Here are the ones that seem to pop up the most. Ones I think many families who adopt (or even think of adopting) are tired of hearing:
1. “Just adopt.”
There is no “just” when it comes to adopting. Adoption is bittersweet, expensive, complicated, and difficult. Even the easiest of adoptions require some financial costs, loads of paperwork, and a lot of soul-searching. Oftentimes when a couple has trouble conceiving, the solution offered is that they should “just adopt,” as if it’s as simple as pushing a button.
2. “There are so many children who need good homes.”
It is true that there are many children waiting for a forever family. In fact, in the United States alone, there are over 100,000 children in our foster care system who are available for adoption. However, one shouldn’t assume that every child who was adopted came from a “bad” home. Sometimes a birth parent places a child because she doesn’t want to raise them without the support of a family, or because she cannot afford to parent a child, or she has goals in her life that wouldn’t be met if she chose to parent.

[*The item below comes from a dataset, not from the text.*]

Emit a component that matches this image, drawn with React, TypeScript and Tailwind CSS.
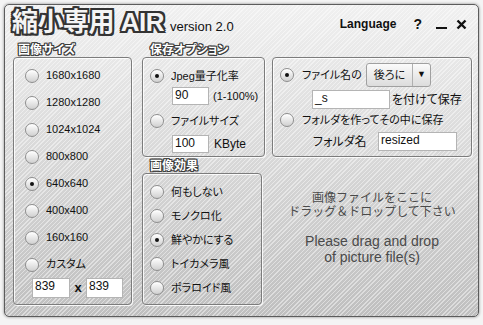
const font = "font-['Liberation_Sans','Noto_Sans_CJK_JP',sans-serif]";
const outline =
  "text-white [text-shadow:-1px_-1px_0_#3c3c3c,1px_-1px_0_#3c3c3c,-1px_1px_0_#3c3c3c,1px_1px_0_#3c3c3c,0_1px_0_#3c3c3c,0_-1px_0_#3c3c3c,1px_0_0_#3c3c3c,-1px_0_0_#3c3c3c]";
const bigOutline =
  "text-[#f4f4f4] [text-shadow:-2px_-2px_0_#333,2px_-2px_0_#333,-2px_2px_0_#333,2px_2px_0_#333,0_2px_0_#333,0_-2px_0_#333,2px_0_0_#333,-2px_0_0_#333,-1px_-2px_0_#333,1px_2px_0_#333]";
const panel =
  "rounded-[4px] border border-[#7c7c7c] shadow-[inset_1px_1px_0_rgba(255,255,255,0.85),1px_1px_0_rgba(255,255,255,0.85)]";
const field =
  "border border-[#b4b4b4] bg-white px-[2px] text-[12px] leading-[15px] text-[#111]";

function Radio({ on }: { on?: boolean }) {
  return (
    <span className="flex h-[14px] w-[14px] shrink-0 items-center justify-center rounded-full border border-[#8e8e8e] bg-[linear-gradient(to_bottom,#ffffff,#d0d0d0)] shadow-[inset_0_1px_1px_#fff]">
      {on && <span className="h-[4px] w-[4px] rounded-full bg-[#111]" />}
    </span>
  );
}

function Label({ children }: { children: string }) {
  return (
    <div className={`h-[13px] text-[12px] font-bold leading-[13px] [font-feature-settings:'palt'] ${outline}`}>
      {children}
    </div>
  );
}

function Option({ label, on, h }: { label: string; on?: boolean; h: string }) {
  return (
    <div className={`flex ${h} items-center gap-[7px] text-[11px] text-[#111] [font-feature-settings:'palt']`}>
      <Radio on={on} />
      <span>{label}</span>
    </div>
  );
}

export default function App() {
  const sizes = ["1680x1680", "1280x1280", "1024x1024", "800x800", "640x640", "400x400", "160x160", "カスタム"];
  const effects = ["何もしない", "モノクロ化", "鮮やかにする", "トイカメラ風", "ポラロイド風"];

  return (
    <div className={`h-[325px] w-[483px] bg-[#f4f4f4] p-[4px] ${font}`}>
      <div className="flex h-[313px] w-[475px] flex-col rounded-[5px] border border-[#5c5c5c] bg-[image:repeating-linear-gradient(135deg,rgba(255,255,255,0.45)_0px,rgba(255,255,255,0.45)_1px,transparent_1px,transparent_3px),linear-gradient(to_bottom,#f0f0f0,#bfbfbf)] shadow-[0_0_3px_rgba(0,0,0,0.45)]">
        {/* title bar */}
        <div className="flex h-[39px] items-start pl-[7px] pr-[11px]">
          <div className="flex items-baseline pt-[2px]">
            <span className={`text-[26px] font-bold leading-[30px] tracking-[-0.5px] ${bigOutline}`}>縮小専用 AIR</span>
            <span className="ml-[6px] text-[13px] text-[#111]">version 2.0</span>
          </div>
          <div className="ml-auto mt-[7px] flex h-[24px] items-center text-[#111]">
            <span className="text-[12px] font-bold">Language</span>
            <span className="ml-[17px] text-[14px] font-bold">?</span>
            <span className="ml-[14px] mt-[8px] h-[2px] w-[11px] bg-[#111]" />
            <svg className="ml-[9px]" width="11" height="11" viewBox="0 0 11 11">
              <path d="M1.5 1.5l8 8M9.5 1.5l-8 8" stroke="#111" strokeWidth="2.4" />
            </svg>
          </div>
        </div>

        <div className="flex pl-[8px]">
          {/* 画像サイズ */}
          <div className="w-[119px]">
            <div className="pl-[5px]">
              <Label>画像サイズ</Label>
            </div>
            <div className={`h-[248px] pl-[11px] pt-[4px] ${panel}`}>
              {sizes.map((s) => (
                <Option key={s} label={s} on={s === "640x640"} h="h-[27px]" />
              ))}
              <div className="ml-[7px] flex items-center">
                <div className={`h-[20px] w-[38px] ${field}`}>839</div>
                <span className="w-[16px] text-center text-[13px] font-bold text-[#111]">x</span>
                <div className={`h-[20px] w-[37px] ${field}`}>839</div>
              </div>
            </div>
          </div>

          {/* 保存オプション / 画像効果 */}
          <div className="ml-[10px] w-[123px]">
            <div className="pl-[8px]">
              <Label>保存オプション</Label>
            </div>
            <div className={`h-[100px] pl-[7px] pt-[7px] ${panel}`}>
              <Option label="Jpeg量子化率" on h="h-[22px]" />
              <div className="ml-[22px] flex items-center">
                <div className={`h-[18px] w-[37px] ${field}`}>90</div>
                <span className="ml-[4px] text-[11px] text-[#111]">(1-100%)</span>
              </div>
              <div className="mt-[5px]">
                <Option label="ファイルサイズ" h="h-[22px]" />
              </div>
              <div className="ml-[22px] mt-[3px] flex items-center">
                <div className={`h-[18px] w-[37px] ${field}`}>100</div>
                <span className="ml-[5px] text-[12px] text-[#111]">KByte</span>
              </div>
            </div>
            <div className="mt-[3px] pl-[8px]">
              <Label>画像効果</Label>
            </div>
            <div className={`h-[132px] w-[120px] pl-[7px] pt-[6px] ${panel}`}>
              {effects.map((e) => (
                <Option key={e} label={e} on={e === "鮮やかにする"} h="h-[24px]" />
              ))}
            </div>
          </div>

          {/* ファイル名 */}
          <div className="ml-[7px] flex w-[200px] flex-col">
            <div className="h-[13px]" />
            <div className={`h-[100px] pl-[7px] pt-[5px] text-[11px] text-[#111] [font-feature-settings:'palt'] ${panel}`}>
              <div className="flex h-[24px] items-center">
                <Radio on />
                <span className="ml-[8px] w-[64px]">ファイル名の</span>
                <div className="flex h-[24px] w-[65px] items-center rounded-[3px] border border-[#a0a0a0] bg-[linear-gradient(to_bottom,#fbfbfb,#dcdcdc)]">
                  <span className="w-[45px] text-center">後ろに</span>
                  <span className="h-[22px] w-px bg-[#b0b0b0]" />
                  <span className="flex-1 text-center text-[9px]">▼</span>
                </div>
              </div>
              <div className="ml-[32px] mt-[3px] flex items-center">
                <div className={`h-[19px] w-[78px] ${field}`}>_s</div>
                <span className="ml-[2px] text-[12px]">を付けて保存</span>
              </div>
              <div className="mt-[1px] flex h-[20px] items-center">
                <Radio />
                <span className="ml-[8px]">フォルダを作ってその中に保存</span>
              </div>
              <div className="ml-[33px] mt-[2px] flex items-center">
                <span className="w-[65px] text-[12px]">フォルダ名</span>
                <div className={`h-[19px] w-[79px] ${field}`}>resized</div>
              </div>
            </div>
            <div className="flex flex-1 flex-col items-center justify-center pb-[6px] text-[#4a4a4a]">
              <div className="text-[12px] leading-[14px]">画像ファイルをここに</div>
              <div className="text-[12px] leading-[14px]">ドラッグ＆ドロップして下さい</div>
              <div className="mt-[14px] text-[14px] leading-[16px]">Please drag and drop</div>
              <div className="text-[14px] leading-[16px]">of picture file(s)</div>
            </div>
          </div>
        </div>
      </div>
    </div>
  );
}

3. “Birthparents are ______.” (Fill in the blank with “young,” “promiscuous,” “irresponsible,” “drug abusers,” and “immature,” and our family has heard it.)
There are women in their forties who place babies for adoption, just as teens do — and every age in between, for that matter. Not every birth parent is someone who is sexually promiscuous or uses drugs or alcohol. Some birth fathers are equally involved in the adoption process as the birth mother. Stereotyping birth parents isn’t fair to the children they place for adoption, because birth parents will always be the child’s first parents and deserve respect.
4. “Your child is so lucky.”
Adoptees (the name used for children who were adopted), are people who aren’t required to feel grateful for being adopted. The assumption is that many adoptees were “rescued” from dire circumstances by heroic, savior parents. Because of this, the parents are often put on an (undesired) pedestal while the child is assumed to be in a subservient position and his or her duty is to spend a lifetime bathed in gratitude. Truly, the parent who adopts the child is the lucky one!
5. “DNA doesn’t matter. Love makes a family.”
DNA and biology do matter. In fact, without it, the child wouldn’t exist. Furthermore, adoptees look like their birth families, sometimes share personality characteristics and tendencies, and might share medical issues as well. There isn’t a competition needed between the birth and adoptive family. They are both the child’s family, just in different ways.
6. “Children who are adopted have problems.”
Though Lifetime movies do a great job of making adoptees seem like unstable, dangerous, troubled individuals, many adoptees do not have problems outside the normal issues a child their age faces. Yes, there are some issues adoptees can have, especially those who come from a secretive or traumatic situation. However, to broad-brush adoptees and label them as problematic isn’t fair.
7. “You’re the child’s REAL parent.”
Believe me, parents who adopt do not doubt their “realness.” They are the ones who kiss the boo-boos, change the diapers, buy the Christmas gifts, tuck the child into bed at night. They are the child’s “real” parents. But the child’s birth parents are also real. Again, no competition between the two parties is needed, and parents who adopt do not need affirmation, no matter how well-intentioned, of their role in the child’s life.
8. “I don’t see color.”
Parents who adopt transracially (meaning, the parents are one race and the child is another) hear this often. The truth is, we all see color, and that is okay. Racial differences should be celebrated, not ignored. There’s nothing wrong with acknowledging racial differences; however, it’s never okay to interrogate a transracial family, asking assuming questions or attempting to fondle a child’s intricate hairstyle out of curiosity or admiration. If you meet a transracial family, a simple “you have a beautiful family” is a kind and appreciated way to acknowledge racial differences.
Adoption is certainly an interesting way to build a family, and I understand that the general public is intrigued by it, especially when they don’t have any experience with it.
However, instead of assuming anything, it’s okay to ask. Ask for a resource on adoption. Ask someone close to you who has adopted how you can better support her family. Seek out reliable information on the adoption process and adoption statistics. The more informed you are, the better you can support the families-by-adoption who come into your life.